### Stored data

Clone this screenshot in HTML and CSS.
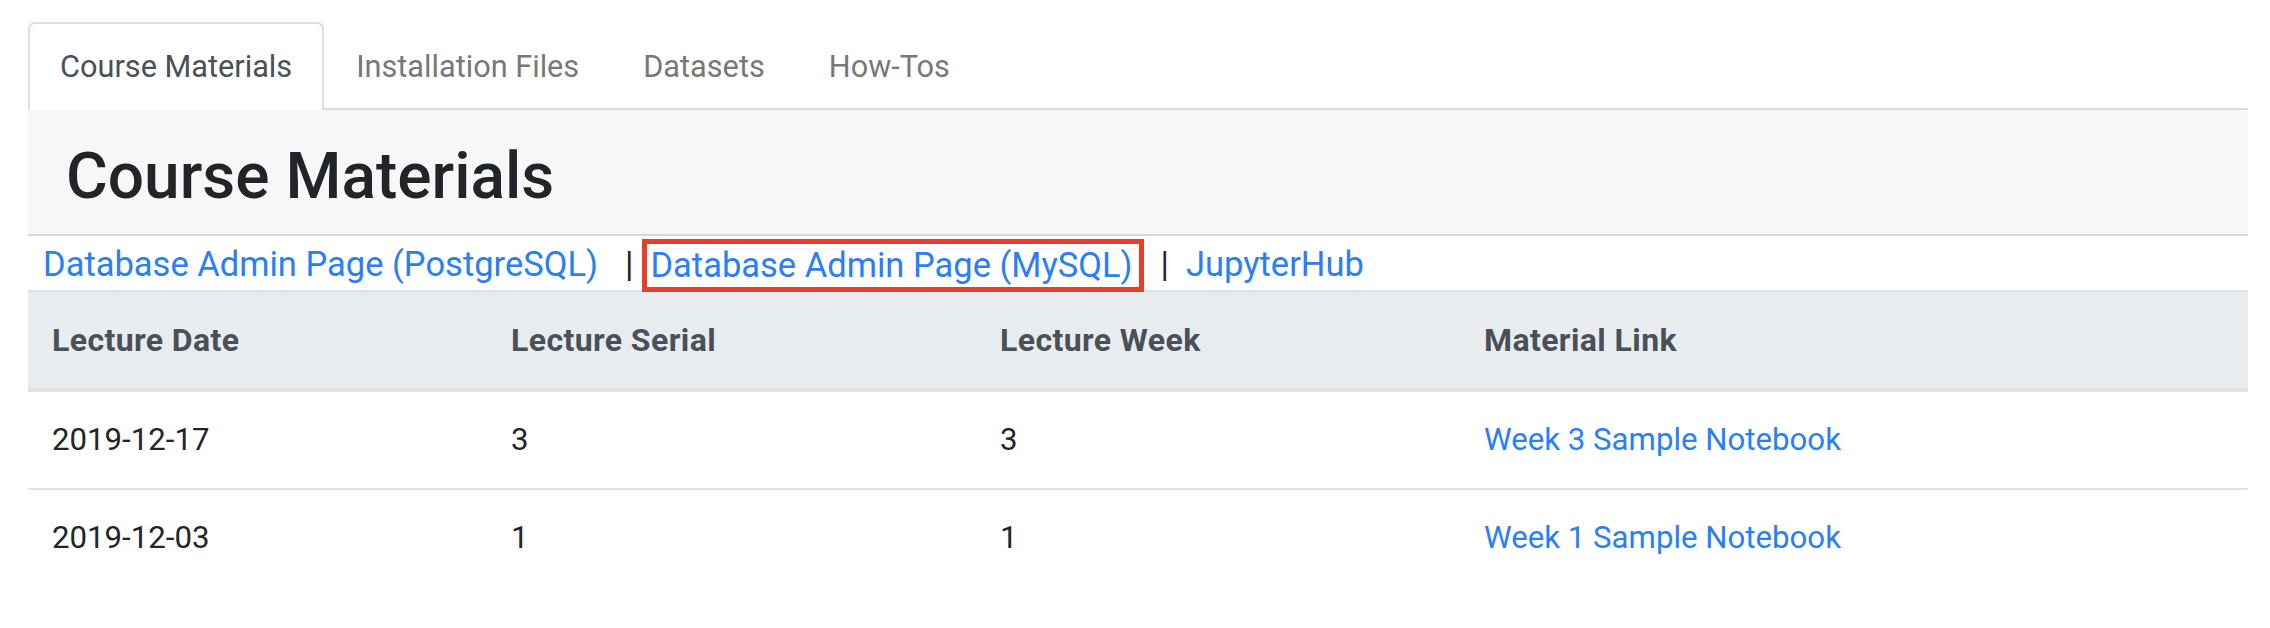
FILE: index.html
```html
<!DOCTYPE html>
<html lang="en">
<head>
<meta charset="utf-8">
<title>Course Materials</title>
<link rel="stylesheet" href="styles.css">
</head>
<body>
<div class="page">
  <nav class="tabs">
    <a class="tab active" href="#">Course Materials</a>
    <a class="tab" href="#">Installation Files</a>
    <a class="tab" href="#">Datasets</a>
    <a class="tab" href="#">How-Tos</a>
  </nav>
  <section class="panel">
    <header class="hero"><h1 class="hero-title">Course Materials</h1></header>
    <div class="links">
      <a class="link" href="#">Database Admin Page (PostgreSQL)</a>
      <span class="sep">|</span>
      <span class="highlight"><a class="link" href="#">Database Admin Page (MySQL)</a></span>
      <span class="sep">|</span>
      <a class="link" href="#">JupyterHub</a>
    </div>
    <table class="materials">
      <colgroup>
        <col class="c1"><col class="c2"><col class="c3"><col class="c4">
      </colgroup>
      <thead>
        <tr><th>Lecture Date</th><th>Lecture Serial</th><th>Lecture Week</th><th>Material Link</th></tr>
      </thead>
      <tbody>
        <tr><td>2019-12-17</td><td>3</td><td>3</td><td><a class="link" href="#">Week 3 Sample Notebook</a></td></tr>
        <tr><td>2019-12-03</td><td>1</td><td>1</td><td><a class="link" href="#">Week 1 Sample Notebook</a></td></tr>
      </tbody>
    </table>
  </section>
</div>
</body>
</html>
```
FILE: styles.css
```css
* { box-sizing: border-box; }
body {
  margin: 0;
  background: #fff;
  font-family: Roboto, "Liberation Sans", Arial, sans-serif;
  color: #212529;
}
.page { padding: 22px 22px 0 28px; }

.tabs {
  display: flex;
  height: 88px;
  border-bottom: 2px solid #dcdcdc;
}
.tab {
  display: block;
  height: 88px;
  padding: 0 30px;
  border: 2px solid transparent;
  border-bottom: 0;
  font-size: 30.7px;
  line-height: 86px;
  color: #787878;
  text-decoration: none;
  white-space: nowrap;
}
.tab.active {
  background: #fff;
  border-color: #dedede;
  border-radius: 7px 7px 0 0;
  color: #495057;
}

.hero {
  height: 126px;
  padding-left: 38px;
  background: #f7f7f7;
  border-bottom: 2px solid #d9d9d9;
  border-top-right-radius: 6px;
}
.hero-title {
  margin: 0;
  padding-top: 10px;
  font-size: 64px;
  font-weight: 500;
  line-height: 114px;
  color: #212529;
}

.links {
  display: flex;
  align-items: flex-start;
  height: 54px;
  padding: 2px 0 0 15px;
  font-size: 34.5px;
  line-height: 52px;
}
.link { color: #2a7ef6; text-decoration: none; white-space: nowrap; }
.sep { color: #212529; margin: 0 9px 0 27px; }
.highlight {
  display: block;
  margin: 1px 0 -2px 0;
  height: 53px;
  padding: 0 6px 0 3px;
  border: 5px solid #e63e2b;
  line-height: 43px;
}
.highlight + .sep { margin: 0 17px 0 17px; }

.materials {
  width: 2220px;
  border-collapse: separate;
  border-spacing: 0;
  font-size: 31.2px;
  line-height: 48px;
  table-layout: fixed;
}
.c1 { width: 459px; }
.c2 { width: 489px; }
.c3 { width: 484px; }
.c4 { width: 788px; }
.materials th, .materials td {
  padding: 24px;
  text-align: left;
  vertical-align: middle;
  border-top: 2px solid #dee2e6;
  white-space: nowrap;
}
.materials th {
  background: #e9ecef;
  color: #495057;
  font-size: 32px;
  font-weight: 700;
  letter-spacing: 0.4px;
  border-bottom: 2px solid #dee2e6;
}
.materials td { color: #212529; }
```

### Written problem
Restate the entire listing word for word, excluding pictures.

### Task response
Clone this screenshot in HTML and CSS.
FILE: index.html
```html
<!DOCTYPE html>
<html lang="en">
<head>
<meta charset="utf-8">
<title>Course Materials</title>
<link rel="stylesheet" href="styles.css">
</head>
<body>
<div class="page">
  <nav class="tabs">
    <a class="tab active" href="#">Course Materials</a>
    <a class="tab" href="#">Installation Files</a>
    <a class="tab" href="#">Datasets</a>
    <a class="tab" href="#">How-Tos</a>
  </nav>
  <section class="panel">
    <header class="hero"><h1 class="hero-title">Course Materials</h1></header>
    <div class="links">
      <a class="link" href="#">Database Admin Page (PostgreSQL)</a>
      <span class="sep">|</span>
      <span class="highlight"><a class="link" href="#">Database Admin Page (MySQL)</a></span>
      <span class="sep">|</span>
      <a class="link" href="#">JupyterHub</a>
    </div>
    <table class="materials">
      <colgroup>
        <col class="c1"><col class="c2"><col class="c3"><col class="c4">
      </colgroup>
      <thead>
        <tr><th>Lecture Date</th><th>Lecture Serial</th><th>Lecture Week</th><th>Material Link</th></tr>
      </thead>
      <tbody>
        <tr><td>2019-12-17</td><td>3</td><td>3</td><td><a class="link" href="#">Week 3 Sample Notebook</a></td></tr>
        <tr><td>2019-12-03</td><td>1</td><td>1</td><td><a class="link" href="#">Week 1 Sample Notebook</a></td></tr>
      </tbody>
    </table>
  </section>
</div>
</body>
</html>
```
FILE: styles.css
```css
* { box-sizing: border-box; }
body {
  margin: 0;
  background: #fff;
  font-family: Roboto, "Liberation Sans", Arial, sans-serif;
  color: #212529;
}
.page { padding: 22px 22px 0 28px; }

.tabs {
  display: flex;
  height: 88px;
  border-bottom: 2px solid #dcdcdc;
}
.tab {
  display: block;
  height: 88px;
  padding: 0 30px;
  border: 2px solid transparent;
  border-bottom: 0;
  font-size: 30.7px;
  line-height: 86px;
  color: #787878;
  text-decoration: none;
  white-space: nowrap;
}
.tab.active {
  background: #fff;
  border-color: #dedede;
  border-radius: 7px 7px 0 0;
  color: #495057;
}

.hero {
  height: 126px;
  padding-left: 38px;
  background: #f7f7f7;
  border-bottom: 2px solid #d9d9d9;
  border-top-right-radius: 6px;
}
.hero-title {
  margin: 0;
  padding-top: 10px;
  font-size: 64px;
  font-weight: 500;
  line-height: 114px;
  color: #212529;
}

.links {
  display: flex;
  align-items: flex-start;
  height: 54px;
  padding: 2px 0 0 15px;
  font-size: 34.5px;
  line-height: 52px;
}
.link { color: #2a7ef6; text-decoration: none; white-space: nowrap; }
.sep { color: #212529; margin: 0 9px 0 27px; }
.highlight {
  display: block;
  margin: 1px 0 -2px 0;
  height: 53px;
  padding: 0 6px 0 3px;
  border: 5px solid #e63e2b;
  line-height: 43px;
}
.highlight + .sep { margin: 0 17px 0 17px; }

.materials {
  width: 2220px;
  border-collapse: separate;
  border-spacing: 0;
  font-size: 31.2px;
  line-height: 48px;
  table-layout: fixed;
}
.c1 { width: 459px; }
.c2 { width: 489px; }
.c3 { width: 484px; }
.c4 { width: 788px; }
.materials th, .materials td {
  padding: 24px;
  text-align: left;
  vertical-align: middle;
  border-top: 2px solid #dee2e6;
  white-space: nowrap;
}
.materials th {
  background: #e9ecef;
  color: #495057;
  font-size: 32px;
  font-weight: 700;
  letter-spacing: 0.4px;
  border-bottom: 2px solid #dee2e6;
}
.materials td { color: #212529; }
```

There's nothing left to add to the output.